The company’s EPS (earnings per share) has grown at a much faster pace. The reason for that is the company’s buybacks and significant margin expansion. Texas Instruments more than doubled its operating margins over the last decade as the demand for semiconductors has grown significantly. Going forward, the consensus of analysts, as seen on Seeking Alpha, expects Texas Instruments to keep growing EPS at an annual rate of ~5% in the medium term.

TXM EPS diluted
Data by YCharts

Texas Instruments have been paying a growing dividend for the past 18 years. Moreover, it hasn’t reduced the dividend in over 30 years. The company pays a safe 2.5% dividend with a payout ratio of 50%. The company has spent over $20B over the last decade in the form of dividends, and investors should expect the dividend to keep increasing. Investors should expect the rate of increase to be 5-7% in line with the company’s EPS growth.

TXM charts
Data by YCharts

In addition to the dividend, the company is also buying back shares to return capital to shareholders. Over the last decade, Texas Instruments has spent over $20B on buybacks. It has resulted in a 19% decrease in the number of shares outstanding. As a dividend growth investor, I find buybacks in addition to the dividend advantageous, as it supports EPS growth. As long as the company has enough capital for growth, buybacks are a good use for excess capital.

TXM shares outstanding
Data by YCharts

Valuation

The company’s current P/E (price to earnings) ratio is almost at its lowest point over the last twelve months. The company is trading for 19 times its forecasted 2022 earnings. During most of 2021, the company was trading for more than 22.5 times its forward earnings. Therefore, the company is at one of its cheapest points in the last year.

TXM PE ratio
Data by YCharts

The graph below is from Fastgraphs.com, and it shows that the stock is trading for a fair value at the current price. Over the last two decades, shares of Texas Instruments were trading for an average P/E ratio of 24, and now the valuation is over 20% lower. On the other hand, the company’s current forecasted growth rate is significantly lower than the average growth rate over the last two decades which stands at 21%. Therefore, I believe that the discount is in place, and the company is fairly valued and not overly attractive.

TXM chart

Fastgraphs.com

To conclude, Texas Instruments is an extremely solid investment. The company enjoys solid fundamentals that lead to growth in sales and EPS. The growth is then translated into dividend payments and share repurchases. This package comes at a fair valuation of 19 times 2022 earnings, which suits the slower than average forecasted growth rate.

Opportunities

There is a shortage in semiconductors that is driving prices upwards in the industry. The increase in demand and the lack of supply are pushing pricing upwards. It affects the company’s margins that are expanding. Therefore, as long as the shortage continues it will serve as a major tailwind both for Texas Instruments and its peers.
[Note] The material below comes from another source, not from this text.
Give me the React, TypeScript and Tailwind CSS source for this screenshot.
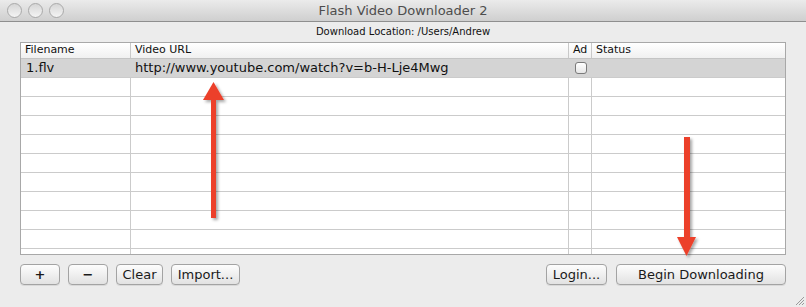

The American government is promoting the design, research, and manufacturing of semiconductors in the United States. It is doing so by incentivizing companies such as Texas Instruments to invest in the U.S. These incentives have an effect and as the slide below shows, investors should expect a production increase in the coming 2.5 years which will be translated into higher sales and EPS.

Supporting 10 to 15 years of growth

Texas Instruments

The automotive sector is the fastest-growing segment for Texas Instruments. Automotive accounted for 12% of revenues less than a decade ago, and its share has grown by 75% to 21% in 2021. Automotive is a fast-growing segment as electric cars require far more semiconductors compared to internal combustion cars. Therefore, it shows that the management is positioning itself toward growing segments.

Disciplined allocation of R&D strengthens portfolio

Texas Instruments

Risks

The current forecast for semiconductor sales relies on the fact that the shortage is here to stay. In the long term, we can assume that supply growth will catch up with the demand. However, there are already several signs of a slowdown in the demand for semiconductors. If there is in fact decline in demand, we may see significant price corrections in most stocks in the industry over the short term.

Moreover, the semiconductors market is growing at a faster pace than 5% annually. 5% is the current forecasted growth rate for Texas Instruments. If the company grows slower than the market, the company is losing market share in the industry, even if it saves market share in a specific vertical. The company will attempt to keep innovating and improving its product to maintain its share and possibly increase it.

The third risk is the possibility of a recession. More and more professionals and economists forecast that we may see a recession in Q4 2022. A recession will hit first discretionary spending, and it will hurt Texas Instruments. The company increased its share of revenues when it comes to automotive and industrial. Both segments are sensitive to a decline in discretionary spending, and it puts some sales at risk.

Conclusions

Texas Instruments is a great company. For decades, the company has managed to achieve sustainable growth in the semiconductors industry. The strong fundamentals are paired with fair valuation. The company has several growth prospects both in the short term and in the long term. These initiatives will support future growth.

However, the company is currently forecasted to grow at 5% annually in the medium term. With possible headwinds, if a recession hits, there are some short-term challenges. Therefore, the current valuation is not cheap, but decent. I believe that despite possible headwinds, the current price is decent for a small addition together with future addition to your position along the way if the market gets more volatile.